Podemos como Pablo considerar basura nuestros títulos y dignidades si los comparamos con esa opción cristiana fundamental de construir nuestra propia humanidad entregándonos a la construcción de un mundo más humano. Somos y debemos convertirnos cada vez más en una verdadera comunidad de solidaridad. Solidarios entre nosotros y solidarios con el mundo de quienes tienen hambre y sed de justicia, nos corresponde elaborar universitariamente proyectos de realización común que lleven a un nuevo tipo de civilización. A esa civilización de la pobreza, basada en el trabajo y la solidaridad, de la que hablaban nuestros mártires. Una civilización opuesta a la civilización del capital, que prioriza la acumulación de la riqueza como motor de la historia y del desarrollo. Una civilización abierta y afincada en el trabajo humanizante y humanizador, creador de riqueza y camino de autorrealización personal, de satisfacción de necesidades y de desarrollo social. Construir una sociedad diferente y aportar a la construcción de un mundo distinto es una exigencia indispensable a la hora de honrar a nuestros hermanos. Y es sobre todo, segunda lección de la Palabra, la respuesta a la inspiración cristiana universitaria que nos llama a ser luz que ilumina el camino de la vida.

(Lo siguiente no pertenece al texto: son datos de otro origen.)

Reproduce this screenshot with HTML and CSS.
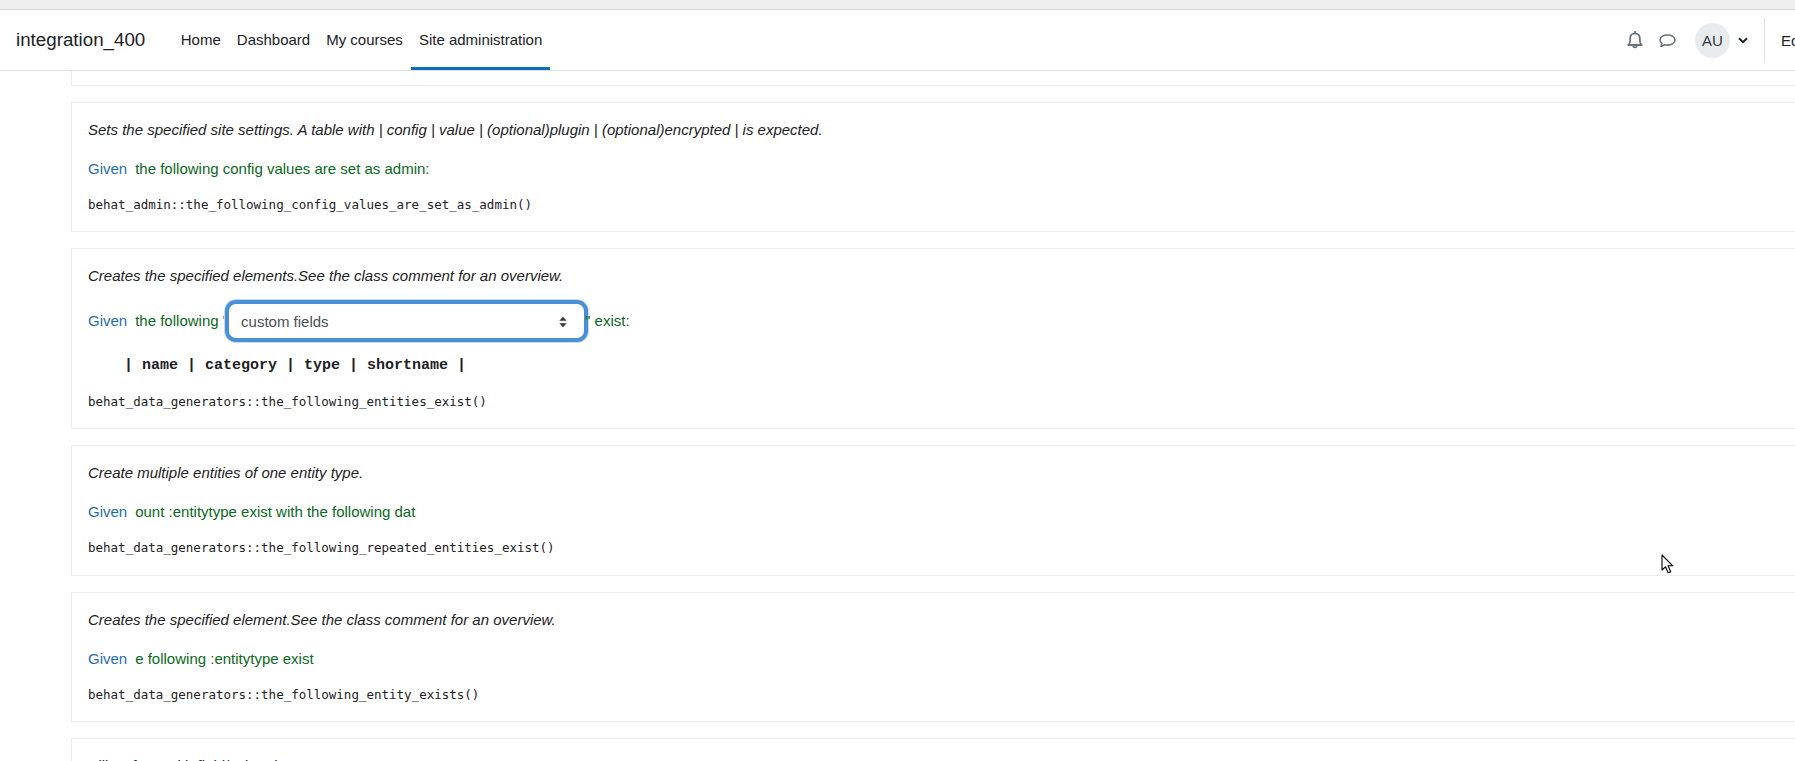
FILE: index.html
```html
<!DOCTYPE html>
<html lang="en">
<head>
<meta charset="utf-8">
<title>integration_400</title>
<link rel="stylesheet" href="styles.css">
</head>
<body>
<div class="topstrip"></div>
<nav class="navbar">
  <span class="brand">integration_400</span>
  <ul class="menu">
    <li class="menu-item">Home</li>
    <li class="menu-item">Dashboard</li>
    <li class="menu-item">My courses</li>
    <li class="menu-item active">Site administration</li>
  </ul>
  <div class="usernav">
    <svg class="icon bell" width="16" height="18" viewBox="0 0 16 18" fill="none" stroke="#6a737b" stroke-width="1.8"><path d="M1.2 14h13.6c-1.4-1.2-2-2.400-2-4.800V7.200c0-2.800-2-4.800-4.800-4.800S3.200 4.400 3.200 7.200v2c0 2.400-.6 3.600-2 4.800z" stroke-linejoin="round"/><path d="M8 .8v1.600M6.400 15.800c.5.700 2.700.700 3.200 0" stroke-linecap="round"/></svg>
    <svg class="icon chat" width="17" height="16" viewBox="0 0 17 16" fill="none" stroke="#6a737b" stroke-width="1.600"><path d="M8.500 2C4.400 2 1 4 1 6.900c0 1.400.8 2.600 2 3.500-.1 1.200-.6 2.200-1.100 3 1.500-.2 2.800-.9 3.500-1.700 1 .3 2 .4 3.100.4 4.100 0 7.500-2.300 7.500-5.200S12.600 2 8.500 2z" stroke-linejoin="round"/></svg>
    <span class="avatar">AU</span>
    <svg class="caret" width="10" height="7" viewBox="0 0 10 7" fill="none" stroke="#1d2125" stroke-width="2"><path d="M1 1.200l4 4 4-4"/></svg>
    <span class="divider"></span>
    <span class="edit">Edit mode</span>
  </div>
</nav>
<main class="content">
  <section class="step stub"></section>
  <section class="step">
    <p class="desc">Sets the specified site settings. A table with | config | value | (optional)plugin | (optional)encrypted | is expected.</p>
    <p class="line"><span class="kw">Given</span><span class="txt">the following config values are set as admin:</span></p>
    <p class="fn">behat_admin::the_following_config_values_are_set_as_admin()</p>
  </section>
  <section class="step">
    <p class="desc">Creates the specified elements.See the class comment for an overview.</p>
    <p class="line picker"><span class="kw">Given</span><span class="txt">the following "</span><span class="select">custom fields<svg class="updown" width="8" height="12" viewBox="0 0 8 12" fill="#343a40"><path d="M4 .8l3.700 4H.3zM4 11.200l3.700-4H.3z"/></svg></span><span class="txt">" exist:</span></p>
    <pre class="table">| name | category | type | shortname |</pre>
    <p class="fn fn-after-table">behat_data_generators::the_following_entities_exist()</p>
  </section>
  <section class="step">
    <p class="desc">Create multiple entities of one entity type.</p>
    <p class="line"><span class="kw">Given</span><span class="txt">ount :entitytype exist with the following dat</span></p>
    <p class="fn">behat_data_generators::the_following_repeated_entities_exist()</p>
  </section>
  <section class="step">
    <p class="desc">Creates the specified element.See the class comment for an overview.</p>
    <p class="line"><span class="kw">Given</span><span class="txt">e following :entitytype exist</span></p>
    <p class="fn">behat_data_generators::the_following_entity_exists()</p>
  </section>
  <section class="step">
    <p class="desc">Fills a form with field/value data.</p>
  </section>
</main>
<svg class="cursor" width="14" height="21" viewBox="0 0 14 21"><path d="M1 1v15l3.500-3.200 2.600 6 2.600-1.100-2.600-5.900h4.700z" fill="#fff" stroke="#000" stroke-width="1.100" stroke-linejoin="round"/></svg>
</body>
</html>
```
FILE: styles.css
```css
* { box-sizing: border-box; }
html, body { margin: 0; height: 761px; overflow: hidden; }
body {
  background: #fff;
  font-family: "Liberation Sans", Arial, sans-serif;
  font-size: 15px;
  color: #1d2125;
  position: relative;
}
.topstrip { height: 10px; background: #efefef; border-bottom: 1px solid #d2d2d2; }
.navbar {
  height: 61px;
  display: flex;
  align-items: stretch;
  padding-left: 16px;
  background: #fff;
  border-bottom: 1px solid #dee2e6;
  white-space: nowrap;
}
.brand { font-size: 18.750px; line-height: 60px; margin-right: 27.500px; }
.menu { display: flex; list-style: none; margin: 0; padding: 0; }
.menu-item { padding: 0 8px; line-height: 60px; height: 60px; }
.menu-item.active { border-bottom: 3px solid #0f6cbf; }
.usernav { margin-left: auto; display: flex; align-items: center; height: 60px; width: 168px; flex: none; }
.icon { display: block; flex: none; }
.bell { margin-right: 16px; }
.chat { margin-right: 19px; margin-top: 2px; }
.avatar {
  width: 35px; height: 35px; border-radius: 50%;
  background: #e9ecef; display: flex; align-items: center; justify-content: center;
  flex: none; color: #343a40;
}
.caret { margin-left: 8px; flex: none; }
.divider { width: 1px; height: 45px; background: #dee2e6; margin-left: 16px; flex: none; }
.edit { margin-left: 16px; }
.content { padding-left: 71px; margin-right: -40px; }
.step {
  border: 1px solid #e9ecef;
  padding: 16px;
  margin-bottom: 16px;
}
.stub { height: 14.750px; padding: 0; border-top: 0; }
.desc { margin: 0; font-style: italic; line-height: 22.500px; color: #1d2125; }
.line { margin: 16.500px 0 0; line-height: 22.500px; display: flex; align-items: center; }
.kw { color: #1f6db0; margin-right: 8px; }
.txt { color: #0a6a1c; white-space: pre; }
.fn {
  margin: 14.500px 0 0.500px;
  font-family: "DejaVu Sans Mono", monospace;
  font-size: 12.500px;
  line-height: 20px;
  color: #1d2125;
}
.fn-after-table { margin: 16.250px 0 0; }
.picker { height: 43px; margin-top: 12px; }
.select {
  width: 363px;
  height: 42px;
  margin: 0 -3px 0 -3px;
  padding: 2px 17px 0 12px;
  display: flex;
  align-items: center;
  justify-content: space-between;
  border: 4px solid #4a90d2;
  border-radius: 11px;
  background: #fff;
  color: #495057;
  flex: none;
  box-shadow: 0 0 0 1px #c4dcf2;
}
.table {
  margin: 13px 0 0 36px;
  font-family: "Liberation Mono", monospace;
  font-weight: bold;
  font-size: 15px;
  line-height: 20px;
  color: #1d2125;
}
.cursor { position: absolute; left: 1661px; top: 554px; }
```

En la eucaristía de este día 16 solemos presentar como ofrenda los esfuerzos universitarios. Desde los más sencillos a los más elaborados. La memoria de nuestros mártires se une sobre el altar a la memoria del Señor Jesús, luz y camino, verdad y vida. También sobre el altar están los alimentos sencillos de pan y vino. Que todo ello, símbolo de la entrega del Señor Jesús, que nos da su cuerpo y su espíritu como fortaleza y guía, nos conduzca a la perseverancia en esa tarea de superar el odio desde la inspiración cristiana y contribuir a la paz con justicia en El Salvador. La luz martirial de nuestros compañeros, unida a todos los mártires de El Salvador y al fuego de su espíritu, permanece viva entre nosotros generando esperanza. Que así sea.

 

Antiguo Cuscatlán, 16 de noviembre de 2022.

 

* Homilía de la misa de la comunidad universitaria en el XXXIII aniversario de los mártires de la UCA.